Answer with nothing except the number of lines that contain the word "this".

» Exercise data
-- begin --

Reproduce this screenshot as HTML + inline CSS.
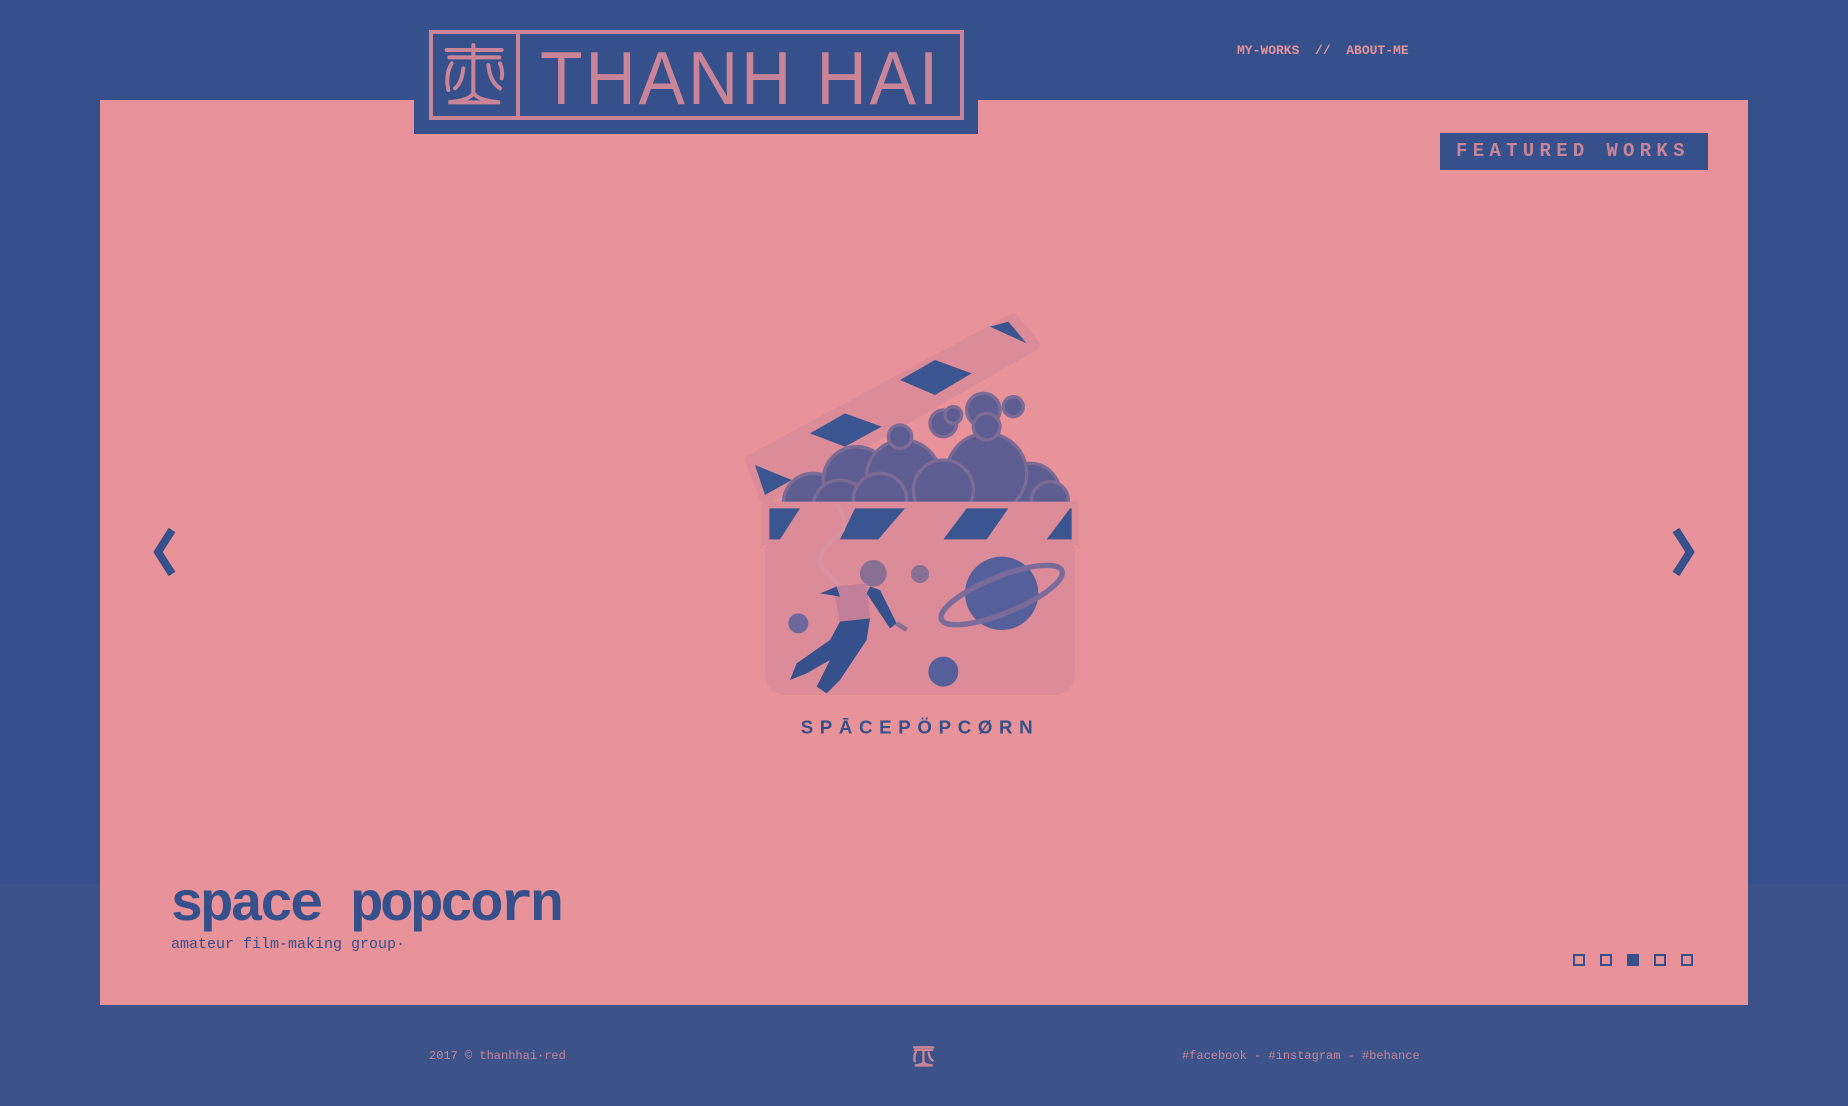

-- end --
-- begin --

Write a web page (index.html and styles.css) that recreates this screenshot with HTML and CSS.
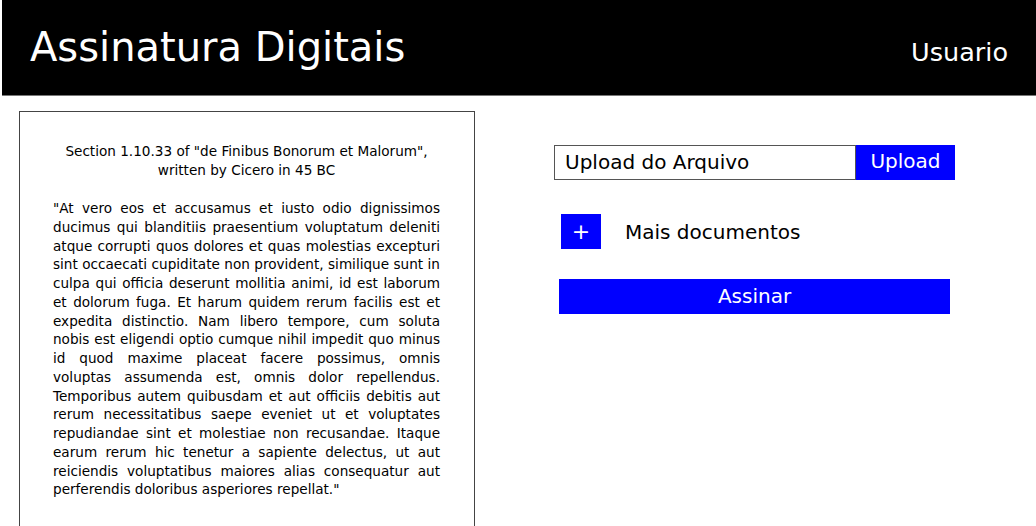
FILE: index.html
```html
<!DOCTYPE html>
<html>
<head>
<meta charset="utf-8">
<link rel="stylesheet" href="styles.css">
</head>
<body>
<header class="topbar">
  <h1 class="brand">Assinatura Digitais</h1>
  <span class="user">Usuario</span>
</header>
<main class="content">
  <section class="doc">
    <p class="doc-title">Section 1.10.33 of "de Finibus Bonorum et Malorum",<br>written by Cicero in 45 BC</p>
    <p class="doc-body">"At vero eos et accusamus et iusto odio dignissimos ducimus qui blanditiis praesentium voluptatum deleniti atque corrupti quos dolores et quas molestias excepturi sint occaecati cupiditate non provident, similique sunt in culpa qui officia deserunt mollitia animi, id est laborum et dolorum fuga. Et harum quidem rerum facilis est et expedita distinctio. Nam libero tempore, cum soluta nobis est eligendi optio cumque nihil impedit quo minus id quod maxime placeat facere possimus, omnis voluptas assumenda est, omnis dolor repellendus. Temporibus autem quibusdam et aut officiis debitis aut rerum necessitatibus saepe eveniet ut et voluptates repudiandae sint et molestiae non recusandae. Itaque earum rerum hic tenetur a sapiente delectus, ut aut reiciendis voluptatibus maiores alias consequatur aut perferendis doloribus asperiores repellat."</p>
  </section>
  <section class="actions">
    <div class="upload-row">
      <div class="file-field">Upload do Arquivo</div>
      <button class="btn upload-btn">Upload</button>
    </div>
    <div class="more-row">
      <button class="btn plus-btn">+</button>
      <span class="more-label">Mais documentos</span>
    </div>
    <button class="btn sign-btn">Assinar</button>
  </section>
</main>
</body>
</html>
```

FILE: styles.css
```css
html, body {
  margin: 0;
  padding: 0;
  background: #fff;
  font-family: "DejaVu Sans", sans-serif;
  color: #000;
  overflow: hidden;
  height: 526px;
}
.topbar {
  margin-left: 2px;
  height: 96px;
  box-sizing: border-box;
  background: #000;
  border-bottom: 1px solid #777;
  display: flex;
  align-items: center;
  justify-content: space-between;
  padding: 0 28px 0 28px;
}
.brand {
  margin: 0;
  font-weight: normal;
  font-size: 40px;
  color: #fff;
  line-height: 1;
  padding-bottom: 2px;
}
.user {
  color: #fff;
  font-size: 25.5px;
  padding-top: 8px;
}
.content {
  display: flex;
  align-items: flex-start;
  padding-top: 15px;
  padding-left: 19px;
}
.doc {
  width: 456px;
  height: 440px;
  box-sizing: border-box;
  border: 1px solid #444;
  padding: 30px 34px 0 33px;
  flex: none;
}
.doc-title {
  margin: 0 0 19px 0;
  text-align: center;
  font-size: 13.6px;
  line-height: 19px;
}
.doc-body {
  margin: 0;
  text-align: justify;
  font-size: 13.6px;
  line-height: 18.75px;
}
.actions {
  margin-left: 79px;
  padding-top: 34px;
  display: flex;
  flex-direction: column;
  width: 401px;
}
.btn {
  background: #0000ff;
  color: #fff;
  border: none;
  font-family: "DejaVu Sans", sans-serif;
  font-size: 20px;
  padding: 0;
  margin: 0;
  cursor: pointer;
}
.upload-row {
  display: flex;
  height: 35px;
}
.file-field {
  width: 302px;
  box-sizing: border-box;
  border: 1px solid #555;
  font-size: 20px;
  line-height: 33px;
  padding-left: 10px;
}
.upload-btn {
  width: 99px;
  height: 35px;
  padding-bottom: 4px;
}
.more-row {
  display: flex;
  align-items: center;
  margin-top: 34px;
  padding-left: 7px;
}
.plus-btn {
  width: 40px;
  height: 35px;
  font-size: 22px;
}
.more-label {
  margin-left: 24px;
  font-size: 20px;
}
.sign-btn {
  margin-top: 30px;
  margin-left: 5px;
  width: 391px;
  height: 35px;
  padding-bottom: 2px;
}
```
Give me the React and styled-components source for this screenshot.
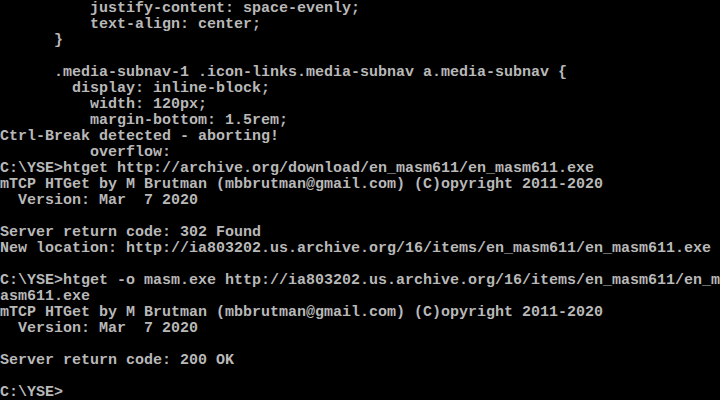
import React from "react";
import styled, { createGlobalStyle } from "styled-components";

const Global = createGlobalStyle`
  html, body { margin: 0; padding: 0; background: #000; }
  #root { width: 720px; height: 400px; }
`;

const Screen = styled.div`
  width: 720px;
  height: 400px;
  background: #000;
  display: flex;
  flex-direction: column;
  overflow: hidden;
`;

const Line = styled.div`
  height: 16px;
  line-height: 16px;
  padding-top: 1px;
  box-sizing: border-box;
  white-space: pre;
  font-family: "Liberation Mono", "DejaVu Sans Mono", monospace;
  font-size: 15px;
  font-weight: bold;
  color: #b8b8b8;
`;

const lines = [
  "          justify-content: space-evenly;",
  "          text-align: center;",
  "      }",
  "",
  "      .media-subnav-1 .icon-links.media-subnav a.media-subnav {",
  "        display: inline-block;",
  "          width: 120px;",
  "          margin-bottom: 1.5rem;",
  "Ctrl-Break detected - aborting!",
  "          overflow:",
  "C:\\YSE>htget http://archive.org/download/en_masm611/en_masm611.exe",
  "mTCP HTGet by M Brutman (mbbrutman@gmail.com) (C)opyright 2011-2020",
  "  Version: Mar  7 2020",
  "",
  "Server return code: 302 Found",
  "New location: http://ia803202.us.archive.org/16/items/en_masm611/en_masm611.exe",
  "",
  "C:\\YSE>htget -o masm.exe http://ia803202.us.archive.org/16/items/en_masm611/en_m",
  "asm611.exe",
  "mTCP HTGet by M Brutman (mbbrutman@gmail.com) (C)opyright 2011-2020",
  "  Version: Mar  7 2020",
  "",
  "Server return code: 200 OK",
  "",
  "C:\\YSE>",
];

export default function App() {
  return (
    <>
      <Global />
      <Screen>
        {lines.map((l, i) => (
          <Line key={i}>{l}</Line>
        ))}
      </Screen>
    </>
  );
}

-- end --
-- begin --

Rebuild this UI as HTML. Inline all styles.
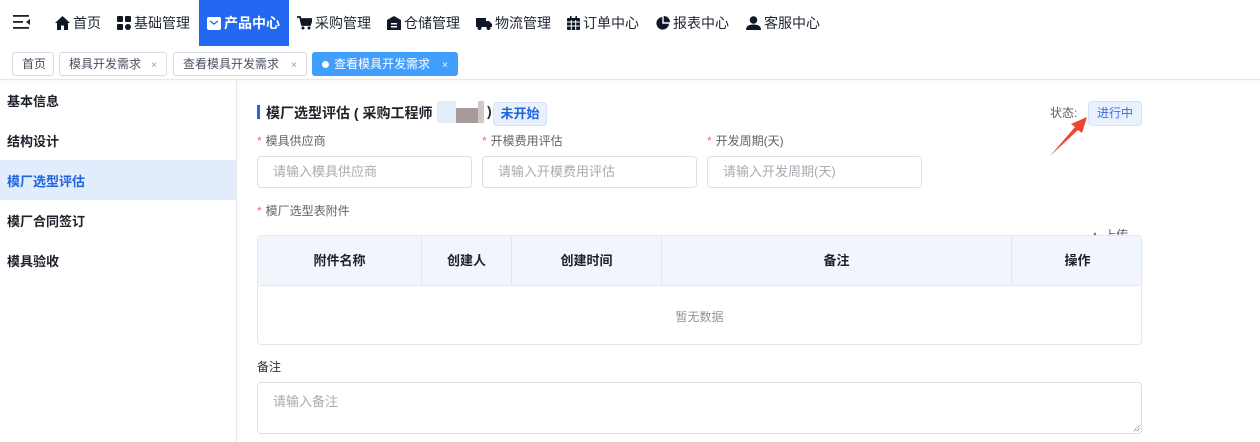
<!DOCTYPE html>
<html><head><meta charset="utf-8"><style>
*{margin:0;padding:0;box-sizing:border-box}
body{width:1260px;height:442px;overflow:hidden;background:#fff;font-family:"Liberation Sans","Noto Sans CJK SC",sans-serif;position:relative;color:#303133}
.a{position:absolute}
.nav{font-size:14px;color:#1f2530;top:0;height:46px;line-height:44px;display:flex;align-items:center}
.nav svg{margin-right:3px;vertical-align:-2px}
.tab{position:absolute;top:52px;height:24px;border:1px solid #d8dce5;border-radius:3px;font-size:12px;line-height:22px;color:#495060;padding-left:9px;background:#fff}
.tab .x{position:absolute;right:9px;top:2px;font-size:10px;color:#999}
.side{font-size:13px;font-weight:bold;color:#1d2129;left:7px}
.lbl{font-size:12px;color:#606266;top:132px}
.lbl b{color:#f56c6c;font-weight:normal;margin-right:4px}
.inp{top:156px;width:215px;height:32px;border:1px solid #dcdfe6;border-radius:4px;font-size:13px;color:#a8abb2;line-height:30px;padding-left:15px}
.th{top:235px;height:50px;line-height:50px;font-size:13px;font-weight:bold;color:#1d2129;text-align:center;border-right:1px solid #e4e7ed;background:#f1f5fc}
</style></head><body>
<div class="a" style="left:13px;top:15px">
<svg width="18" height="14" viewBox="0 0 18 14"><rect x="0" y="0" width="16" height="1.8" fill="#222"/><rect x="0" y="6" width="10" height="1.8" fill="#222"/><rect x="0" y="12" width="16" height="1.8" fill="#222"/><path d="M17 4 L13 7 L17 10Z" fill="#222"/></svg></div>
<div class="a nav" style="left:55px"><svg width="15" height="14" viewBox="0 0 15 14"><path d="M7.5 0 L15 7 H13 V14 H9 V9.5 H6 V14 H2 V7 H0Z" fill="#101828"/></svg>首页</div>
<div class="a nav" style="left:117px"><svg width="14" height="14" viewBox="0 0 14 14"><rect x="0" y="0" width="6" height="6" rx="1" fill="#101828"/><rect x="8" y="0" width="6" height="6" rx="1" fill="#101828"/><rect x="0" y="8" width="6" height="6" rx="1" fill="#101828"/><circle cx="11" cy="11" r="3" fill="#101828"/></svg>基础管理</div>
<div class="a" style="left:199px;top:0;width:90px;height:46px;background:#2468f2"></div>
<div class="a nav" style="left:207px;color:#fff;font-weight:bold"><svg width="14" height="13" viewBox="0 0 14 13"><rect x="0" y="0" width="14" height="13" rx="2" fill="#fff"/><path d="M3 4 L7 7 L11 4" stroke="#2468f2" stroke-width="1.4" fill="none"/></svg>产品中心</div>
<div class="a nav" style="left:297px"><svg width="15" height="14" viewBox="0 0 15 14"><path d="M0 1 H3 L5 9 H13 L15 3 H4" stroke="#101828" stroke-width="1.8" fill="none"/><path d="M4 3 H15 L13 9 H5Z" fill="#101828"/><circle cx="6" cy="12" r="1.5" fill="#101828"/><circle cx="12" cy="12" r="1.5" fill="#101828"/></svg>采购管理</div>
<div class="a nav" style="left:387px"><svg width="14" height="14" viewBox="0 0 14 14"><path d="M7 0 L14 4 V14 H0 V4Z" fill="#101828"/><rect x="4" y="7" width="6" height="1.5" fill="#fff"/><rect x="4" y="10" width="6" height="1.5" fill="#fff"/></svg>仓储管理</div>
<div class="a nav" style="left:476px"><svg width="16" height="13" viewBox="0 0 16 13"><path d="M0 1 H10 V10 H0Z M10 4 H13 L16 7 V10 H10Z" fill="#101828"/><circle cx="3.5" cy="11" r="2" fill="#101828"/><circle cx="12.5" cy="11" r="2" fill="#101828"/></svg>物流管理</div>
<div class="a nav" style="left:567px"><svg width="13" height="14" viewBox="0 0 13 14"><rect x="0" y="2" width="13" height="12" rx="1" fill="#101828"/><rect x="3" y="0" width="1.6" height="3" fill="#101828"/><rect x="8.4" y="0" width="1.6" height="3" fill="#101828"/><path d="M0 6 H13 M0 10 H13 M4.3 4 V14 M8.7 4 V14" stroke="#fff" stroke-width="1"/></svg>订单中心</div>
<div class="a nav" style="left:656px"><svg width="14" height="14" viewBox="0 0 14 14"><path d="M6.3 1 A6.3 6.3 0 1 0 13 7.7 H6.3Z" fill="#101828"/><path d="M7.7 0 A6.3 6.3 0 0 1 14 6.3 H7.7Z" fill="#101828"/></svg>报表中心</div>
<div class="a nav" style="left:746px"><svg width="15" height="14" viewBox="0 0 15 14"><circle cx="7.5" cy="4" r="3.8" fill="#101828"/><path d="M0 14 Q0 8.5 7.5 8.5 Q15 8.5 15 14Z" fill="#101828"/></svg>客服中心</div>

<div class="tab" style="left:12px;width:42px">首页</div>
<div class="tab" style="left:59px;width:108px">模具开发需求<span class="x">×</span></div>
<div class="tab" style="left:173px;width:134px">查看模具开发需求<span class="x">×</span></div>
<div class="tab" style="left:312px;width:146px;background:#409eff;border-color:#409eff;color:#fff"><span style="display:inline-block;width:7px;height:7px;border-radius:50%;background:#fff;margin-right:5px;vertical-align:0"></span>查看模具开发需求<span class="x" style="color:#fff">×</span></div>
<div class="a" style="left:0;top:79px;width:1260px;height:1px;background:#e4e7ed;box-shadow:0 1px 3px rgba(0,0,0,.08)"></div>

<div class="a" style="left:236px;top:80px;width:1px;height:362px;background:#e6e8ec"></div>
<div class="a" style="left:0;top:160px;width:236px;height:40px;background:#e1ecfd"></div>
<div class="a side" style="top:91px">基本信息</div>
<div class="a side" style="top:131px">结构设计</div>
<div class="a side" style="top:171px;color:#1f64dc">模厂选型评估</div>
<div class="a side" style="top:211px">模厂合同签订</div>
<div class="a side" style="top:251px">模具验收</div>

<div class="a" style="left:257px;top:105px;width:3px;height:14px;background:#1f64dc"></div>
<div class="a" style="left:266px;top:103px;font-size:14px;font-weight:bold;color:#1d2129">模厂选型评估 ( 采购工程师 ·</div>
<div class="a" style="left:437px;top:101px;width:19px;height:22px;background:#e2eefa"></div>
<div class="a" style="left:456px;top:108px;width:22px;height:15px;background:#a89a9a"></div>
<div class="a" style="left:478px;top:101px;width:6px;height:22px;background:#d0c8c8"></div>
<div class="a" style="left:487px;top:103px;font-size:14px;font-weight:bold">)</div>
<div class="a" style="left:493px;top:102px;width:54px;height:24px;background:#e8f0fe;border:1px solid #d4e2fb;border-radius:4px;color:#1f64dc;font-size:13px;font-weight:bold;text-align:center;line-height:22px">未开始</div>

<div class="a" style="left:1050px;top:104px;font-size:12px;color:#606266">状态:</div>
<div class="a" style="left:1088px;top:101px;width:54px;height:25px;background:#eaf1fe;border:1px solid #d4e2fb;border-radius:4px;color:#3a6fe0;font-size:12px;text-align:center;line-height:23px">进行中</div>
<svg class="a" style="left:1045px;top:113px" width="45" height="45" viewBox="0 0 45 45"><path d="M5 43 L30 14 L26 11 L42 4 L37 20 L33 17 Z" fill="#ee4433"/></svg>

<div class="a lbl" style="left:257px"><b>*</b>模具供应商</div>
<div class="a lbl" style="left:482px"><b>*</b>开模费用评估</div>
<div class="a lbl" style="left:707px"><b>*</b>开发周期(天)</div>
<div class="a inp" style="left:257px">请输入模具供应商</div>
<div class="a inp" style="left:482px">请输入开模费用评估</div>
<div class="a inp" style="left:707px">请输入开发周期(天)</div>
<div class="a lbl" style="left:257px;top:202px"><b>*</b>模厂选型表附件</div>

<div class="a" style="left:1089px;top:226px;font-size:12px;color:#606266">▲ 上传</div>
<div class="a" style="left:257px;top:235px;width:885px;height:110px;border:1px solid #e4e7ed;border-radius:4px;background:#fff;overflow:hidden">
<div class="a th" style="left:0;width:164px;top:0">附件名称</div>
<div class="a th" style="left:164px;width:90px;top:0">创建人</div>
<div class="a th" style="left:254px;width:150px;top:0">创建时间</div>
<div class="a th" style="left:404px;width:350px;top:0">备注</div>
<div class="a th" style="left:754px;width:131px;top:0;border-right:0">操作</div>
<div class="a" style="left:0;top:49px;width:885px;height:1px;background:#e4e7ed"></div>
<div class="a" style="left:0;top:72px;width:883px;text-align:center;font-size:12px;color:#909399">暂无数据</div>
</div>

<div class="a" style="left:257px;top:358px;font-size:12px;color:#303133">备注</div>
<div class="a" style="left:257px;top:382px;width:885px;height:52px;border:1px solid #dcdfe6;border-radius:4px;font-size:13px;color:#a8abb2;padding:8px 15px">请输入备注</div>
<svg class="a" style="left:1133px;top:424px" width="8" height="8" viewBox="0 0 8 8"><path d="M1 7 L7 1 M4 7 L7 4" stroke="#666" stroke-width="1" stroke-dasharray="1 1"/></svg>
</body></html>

-- end --

» Answer to the task
4